Every quarter I have the same nagging question: how do I stay sane, succeed in school and be a present, caring, patient mother? Oh and a devoted wife and maybe even have time for myself… Inevitably I find I am failing in one or more of these roles and try to somehow squeeze more productivity from my increasingly bony frame. I grow a few more grey (or is it gray?) hairs and the dark circles under my eyes deepen in hue. What is the point in all of this? And what do I think I need to prove?
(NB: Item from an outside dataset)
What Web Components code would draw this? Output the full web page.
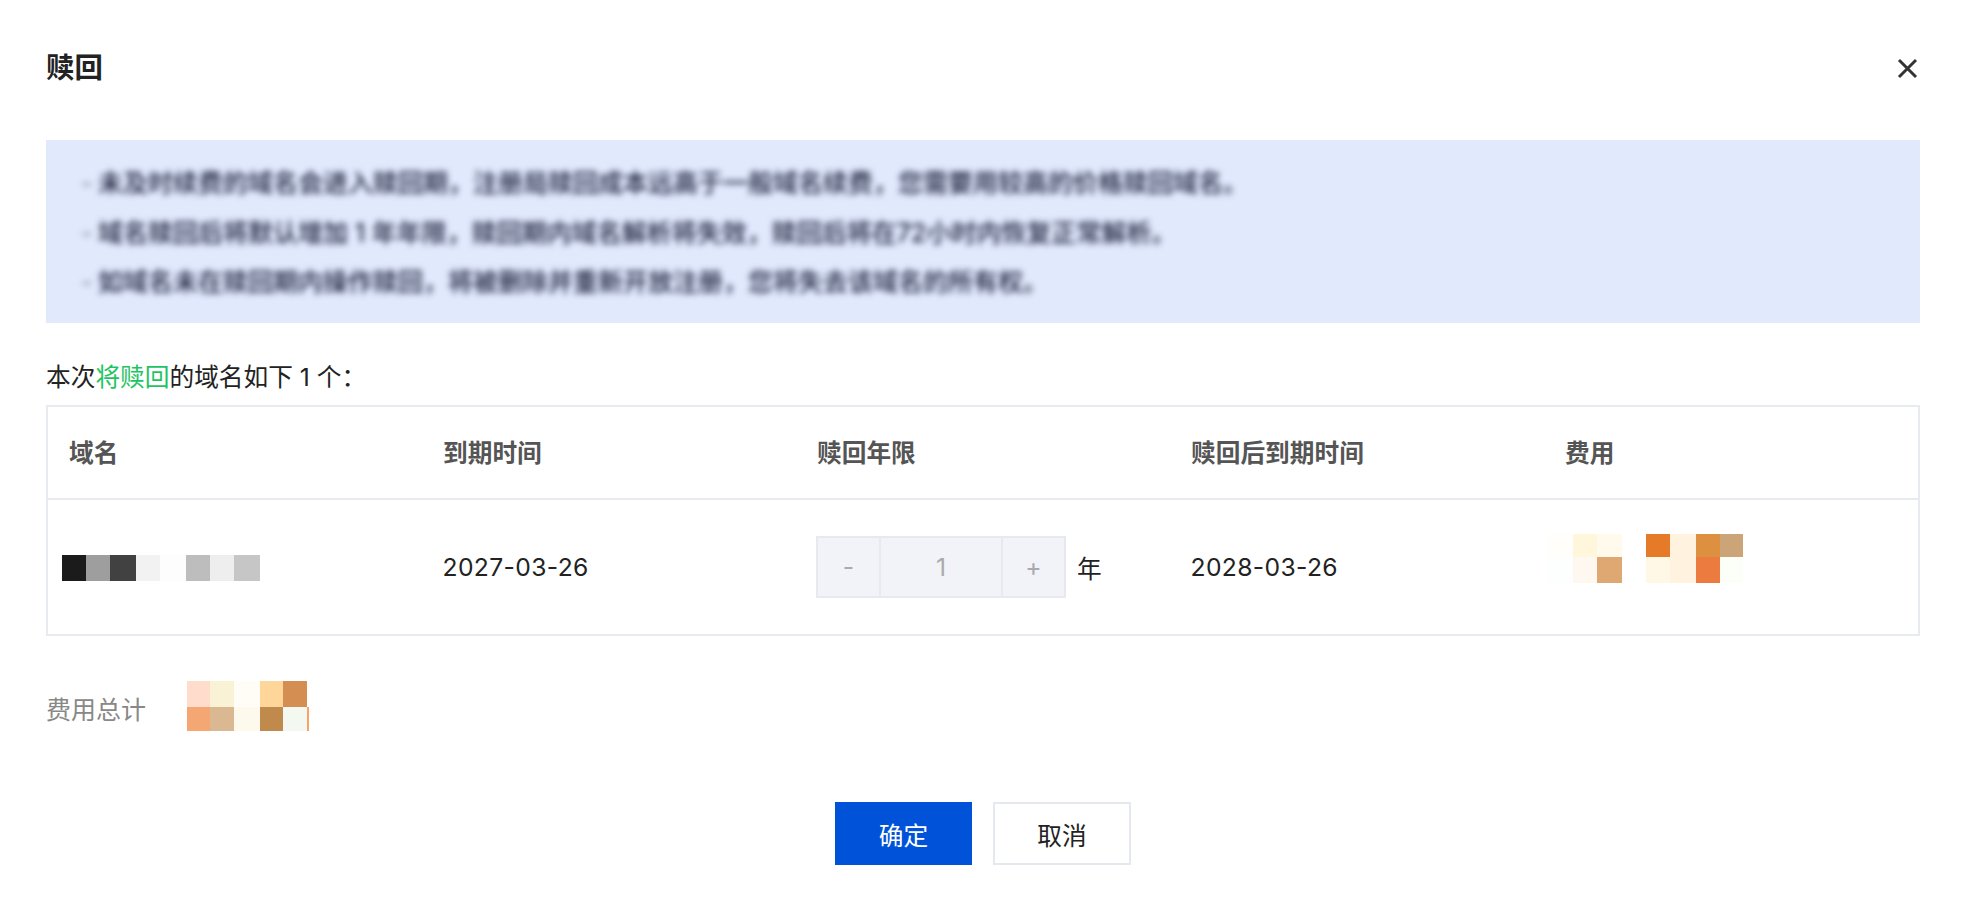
<!DOCTYPE html>
<html lang="zh-CN">
<head>
<meta charset="utf-8">
<title>赎回</title>
<style>
  html, body { margin: 0; background: #fff; }
  body {
    font-family: "Inter", "Noto Sans CJK SC", sans-serif;
    font-size: 24.7px;
    color: #222;
  }
  .green { color: #1fc462; }
  .date { letter-spacing: 0.35px; }
  .colon { font-family: "Noto Sans CJK TC", sans-serif; }
</style>
</head>
<body>
<redeem-dialog heading="赎回">
  <notice-box>
    <li>未及时续费的域名会进入赎回期&#xFF0C;注册局赎回成本远高于一般域名续费&#xFF0C;您需要用较高的价格赎回域名&#x3002;</li>
    <li>域名赎回后将默认增加 1 年年限&#xFF0C;赎回期内域名解析将失效&#xFF0C;赎回后将在72小时内恢复正常解析&#x3002;</li>
    <li>如域名未在赎回期内操作赎回&#xFF0C;将被删除并重新开放注册&#xFF0C;您将失去该域名的所有权&#x3002;</li>
  </notice-box>
  <intro-line>本次<span class="green">将赎回</span>的域名如下 1 个<span class="colon">&#xFF1A;</span></intro-line>
  <domain-table>
    <table-cell head>域名</table-cell>
    <table-cell head>到期时间</table-cell>
    <table-cell head>赎回年限</table-cell>
    <table-cell head>赎回后到期时间</table-cell>
    <table-cell head>费用</table-cell>
    <table-cell kind="name"><pixel-block cols="24,24,26,24,26,24,24,26" rows="26"
      colors="#1b1b1b #9e9e9e #414141 #f2f2f2 #fdfdfd #bdbdbd #eeeeee #c6c6c6"></pixel-block></table-cell>
    <table-cell><span class="date">2027-03-26</span></table-cell>
    <table-cell kind="stepper"><year-stepper value="1"></year-stepper></table-cell>
    <table-cell><span class="date">2028-03-26</span></table-cell>
    <table-cell kind="fee"><pixel-block cols="26,24,25,24,24,26,24,23" rows="23,26"
      colors="#fffefb #fff6dc #fffaeb #ffffff #e57b28 #fff3df #dd9040 #cba577 #fdffff #fff8f0 #dfa872 #ffffff #fff8e7 #fff3e0 #ec7b40 #fcfff7"></pixel-block></table-cell>
  </domain-table>
  <total-line label="费用总计">
    <pixel-block cols="23,24,26,23,24,2" rows="26,24"
      colors="#ffdccb #faf2d5 #fffdf6 #fed699 #d58e52 #ffffff #f4a673 #d9b892 #fef9ed #bf8a4b #f3f8f1 #f9a36a"></pixel-block>
  </total-line>
  <dialog-actions>
    <action-button primary>确定</action-button>
    <action-button>取消</action-button>
  </dialog-actions>
</redeem-dialog>

<script>
class RedeemDialog extends HTMLElement {
  constructor() {
    super();
    this.attachShadow({ mode: "open" });
  }

  connectedCallback() {
    this.shadowRoot.innerHTML = /* html */`
    <style>
      :host { display: block; padding: 0 46px; height: 909px; box-sizing: border-box; }
      header {
        display: flex;
        justify-content: space-between;
        align-items: center;
        height: 140px;
        padding-bottom: 4px;
        box-sizing: border-box;
      }
      h1 { margin: 0; font-size: 28.4px; font-weight: 600; color: #222; line-height: 40px; }
      svg { display: block; margin-right: 2px; }
    </style>
    <header>
      <h1>${this.getAttribute("heading")}</h1>
      <svg width="21" height="21" viewBox="0 0 21 21" fill="none" stroke="#333" stroke-width="3">
        <path d="M2 2l17 17M19 2L2 19"/>
      </svg>
    </header>
    <slot></slot>`;
  }
}

class NoticeBox extends HTMLElement {
  constructor() {
    super();
    this.attachShadow({ mode: "open" });
    this.shadowRoot.innerHTML = /* html */`
    <style>
      :host { display: block; background: #e1e9fd; height: 183px; overflow: hidden; }
      .blur {
        filter: blur(3.4px);
        padding: 19px 0 0 52px;
        color: #1a1f38;
        font-size: 25px;
        font-weight: 500;
        line-height: 49.5px;
      }
      ::slotted(li) { list-style: none; position: relative; white-space: nowrap; }
      ::slotted(li)::before {
        content: "-";
        position: absolute;
        left: -17px;
        color: #8a90a5;
      }
    </style>
    <div class="blur"><slot></slot></div>`;
  }
}

class IntroLine extends HTMLElement {
  constructor() {
    super();
    this.attachShadow({ mode: "open" });
    this.shadowRoot.innerHTML = /* html */`
    <style>
      :host { display: block; height: 82px; padding-top: 34px; box-sizing: border-box; line-height: 36px; }
    </style>
    <slot></slot>`;
  }
}

class DomainTable extends HTMLElement {
  constructor() {
    super();
    this.attachShadow({ mode: "open" });
    this.shadowRoot.innerHTML = /* html */`
    <style>
      :host {
        display: grid;
        grid-template-columns: repeat(5, 1fr);
        grid-template-rows: 93px 134px;
        border: 2px solid #e7eaef;
        height: 231px;
        box-sizing: border-box;
      }
    </style>
    <slot></slot>`;
  }
}

class TableCell extends HTMLElement {
  constructor() {
    super();
    this.attachShadow({ mode: "open" });
    this.shadowRoot.innerHTML = /* html */`
    <style>
      :host {
        display: flex;
        align-items: center;
        padding-left: 20.5px;
        box-sizing: border-box;
        color: #222;
      }
      :host([head]) {
        font-weight: 600;
        color: #555;
        border-bottom: 2px solid #e7eaef;
        padding-left: 21px;
        padding-bottom: 4px;
      }
      :host([kind="name"]) { padding-left: 14px; padding-top: 2px; }
      :host([kind="stepper"]) { padding-left: 20px; }
      :host([kind="fee"]) { padding-left: 3px; padding-bottom: 18px; }
    </style>
    <slot></slot>`;
  }
}

class PixelBlock extends HTMLElement {
  constructor() {
    super();
    this.attachShadow({ mode: "open" });
  }

  connectedCallback() {
    const cols = this.getAttribute("cols").split(",").map((c) => `${c}px`).join(" ");
    const rows = this.getAttribute("rows").split(",").map((r) => `${r}px`).join(" ");
    const cells = this.getAttribute("colors").split(" ")
      .map((c) => `<i style="background:${c}"></i>`).join("");
    this.shadowRoot.innerHTML = /* html */`
    <style>
      :host { display: inline-block; }
      .grid { display: grid; grid-template-columns: ${cols}; grid-template-rows: ${rows}; }
    </style>
    <div class="grid">${cells}</div>`;
  }
}

class YearStepper extends HTMLElement {
  constructor() {
    super();
    this.attachShadow({ mode: "open" });
  }

  connectedCallback() {
    this.shadowRoot.innerHTML = /* html */`
    <style>
      :host { display: flex; align-items: center; gap: 11px; }
      .box {
        display: grid;
        grid-template-columns: 61px 1fr 61px;
        width: 250px;
        height: 62px;
        box-sizing: border-box;
        background: #f2f3f8;
        border: 2px solid #e8e9f0;
        color: #aaa;
      }
      .box span { display: flex; align-items: center; justify-content: center; }
      .mid { border: solid #e8e9f0; border-width: 0 2px; }
      .unit { color: #222; }
    </style>
    <div class="box"><span>-</span><span class="mid">${this.getAttribute("value")}</span><span>+</span></div>
    <span class="unit">年</span>`;
  }
}

class TotalLine extends HTMLElement {
  constructor() {
    super();
    this.attachShadow({ mode: "open" });
  }

  connectedCallback() {
    this.shadowRoot.innerHTML = /* html */`
    <style>
      :host { display: flex; align-items: center; margin-top: 45px; height: 50px; color: #888; }
      span { padding-top: 4px; width: 141px; font-size: 25px; }
    </style>
    <span>${this.getAttribute("label")}</span>
    <slot></slot>`;
  }
}

class DialogActions extends HTMLElement {
  constructor() {
    super();
    this.attachShadow({ mode: "open" });
    this.shadowRoot.innerHTML = /* html */`
    <style>
      :host { display: flex; justify-content: center; gap: 21px; margin-top: 71px; }
    </style>
    <slot></slot>`;
  }
}

class ActionButton extends HTMLElement {
  constructor() {
    super();
    this.attachShadow({ mode: "open" });
    this.shadowRoot.innerHTML = /* html */`
    <style>
      :host {
        display: flex;
        align-items: center;
        justify-content: center;
        width: 138px;
        height: 63px;
        box-sizing: border-box;
        background: #fff;
        border: 2px solid #e6e8f0;
        color: #222;
      }
      :host([primary]) { background: #0052d9; border-color: #0052d9; color: #fff; width: 137px; }
    </style>
    <slot></slot>`;
  }
}

customElements.define("redeem-dialog", RedeemDialog);
customElements.define("notice-box", NoticeBox);
customElements.define("intro-line", IntroLine);
customElements.define("domain-table", DomainTable);
customElements.define("table-cell", TableCell);
customElements.define("pixel-block", PixelBlock);
customElements.define("year-stepper", YearStepper);
customElements.define("total-line", TotalLine);
customElements.define("dialog-actions", DialogActions);
customElements.define("action-button", ActionButton);
</script>
</body>
</html>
Looking across the room at the mountain of dirty dishes towering on top of the kitchen counter, knowing there is a pile of laundry waiting to be folded in the other room, the bathtub needs to be scrubbed, the table cleared and made ready for lunch… I find it impossible to actually concentrate on the entire book I need to read before Monday, and I still have those articles on theory to finish, and I need to start my research for my language acquisition project -How do people do all of this? Why?!

When I told a classmate (I guess in graduate school they are called colleagues) that I was taking three classes, she told me: “You are going to make yourself crazy.” She has two kids and said: “They tried to tell me I needed to take 3 classes and I said No. My reality is I have two kids. I am not doing that.”

I worry that not only will I make myself crazy but also my family. If I succeed at school but fail at mothering, it will have all been a waste. If I can do okay in three classes and drive my family only slightly mad, is that acceptable? Probably not.

If I take only two classes that are both taught in English in my first term in my graduate degree in Spanish literature will it increase my anxieties around feeling like an impostor? Probably but there is a strong possibility that I might still feel like one anyway.

The point -I am realizing- is not to see how much you can take on and complete but how well you can do the things you’ve asked of yourself. If asking less of your self means that the tasks and roles you do give your energy to are attended to thoroughly and with greater creativity and joy than they would be otherwise, then I think that counts as success.